## What is needed
Go through the data below and gather each line containing "React".

## Source data
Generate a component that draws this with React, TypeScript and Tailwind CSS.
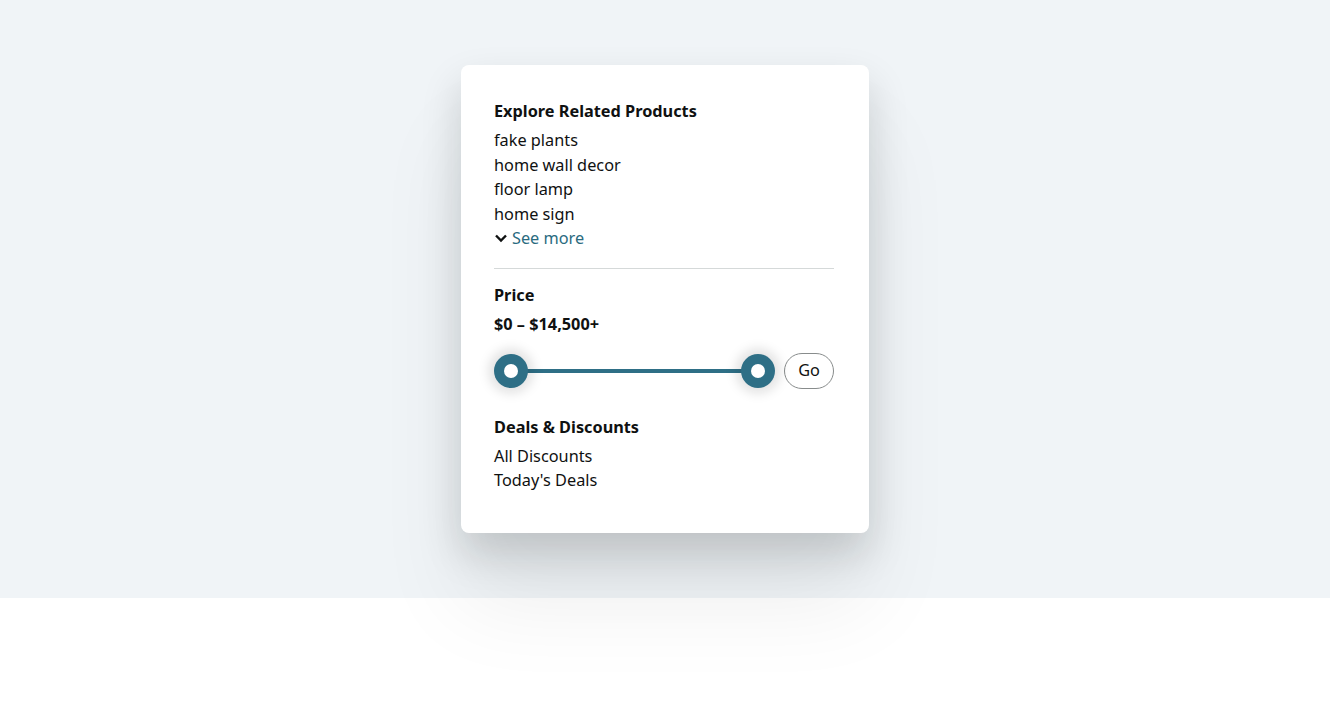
export default function App() {
  const font = { fontFamily: '"Noto Sans", "Open Sans", sans-serif' };
  return (
    <div className="min-h-[713px] bg-white text-[#0f1111]" style={font}>
      <div className="h-[598px] bg-[#f0f4f7] flex justify-center pt-[65px]">
        <div className="w-[408px] h-[468px] bg-white rounded-[8px] shadow-[0_20px_40px_rgba(15,17,17,0.16),0_70px_90px_rgba(15,17,17,0.07)] pl-[33px] pr-[35px] pt-[34px]">
          <div className="text-[16.3px] leading-[24px] font-bold">Explore Related Products</div>
          <ul className="mt-[5px] text-[16.3px] leading-[24.5px]">
            <li>fake plants</li>
            <li>home wall decor</li>
            <li>floor lamp</li>
            <li>home sign</li>
            <li className="flex items-center gap-[4px] text-[#2a6b80]">
              <svg width="14" height="14" viewBox="0 0 14 14" className="text-[#0f1111]">
                <path d="M2 4.5 L7 9.5 L12 4.5" fill="none" stroke="currentColor" strokeWidth="2.4" />
              </svg>
              <span>See more</span>
            </li>
          </ul>
          <div className="mt-[17px] h-px bg-[#d5d9d9]" />
          <div className="mt-[14px] text-[16.3px] leading-[24px] font-bold">Price</div>
          <div className="mt-[5px] text-[16.3px] leading-[24px] font-bold">$0 – $14,500+</div>
          <div className="mt-[17px] flex items-center h-[36px]">
            <div className="relative w-[281px] h-[36px]">
              <div className="absolute left-[16px] right-[16px] top-[16px] h-[4px] bg-[#2e6f86]" />
              <div className="absolute left-0 top-[1px] w-[34px] h-[34px] rounded-full bg-[#2e6f86] flex items-center justify-center shadow-[0_0_12px_5px_rgba(15,17,17,0.13)]">
                <div className="w-[14px] h-[14px] rounded-full bg-white" />
              </div>
              <div className="absolute left-[247px] top-[1px] w-[34px] h-[34px] rounded-full bg-[#2e6f86] flex items-center justify-center shadow-[0_0_12px_5px_rgba(15,17,17,0.13)]">
                <div className="w-[14px] h-[14px] rounded-full bg-white" />
              </div>
            </div>
            <button className="ml-[10px] w-[50px] h-[36px] rounded-full border border-[#888c8c] bg-white text-[16.3px] leading-none">Go</button>
          </div>
          <div className="mt-[26px] text-[16.3px] leading-[24px] font-bold">Deals &amp; Discounts</div>
          <ul className="mt-[5px] text-[16.3px] leading-[24.5px]">
            <li>All Discounts</li>
            <li>Today's Deals</li>
          </ul>
        </div>
      </div>
    </div>
  );
}
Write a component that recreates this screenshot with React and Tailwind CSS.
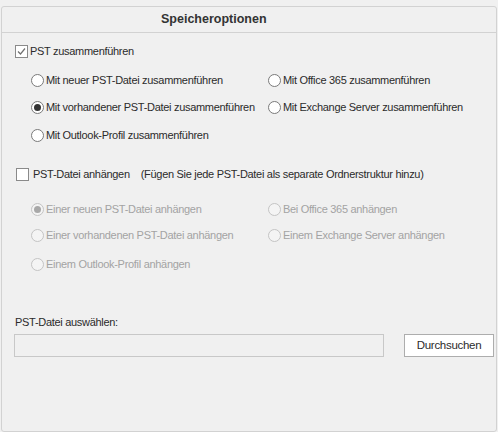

## Result of the task
Generate a component that draws this with React, TypeScript and Tailwind CSS.
Write a component that recreates this screenshot with React and Tailwind CSS.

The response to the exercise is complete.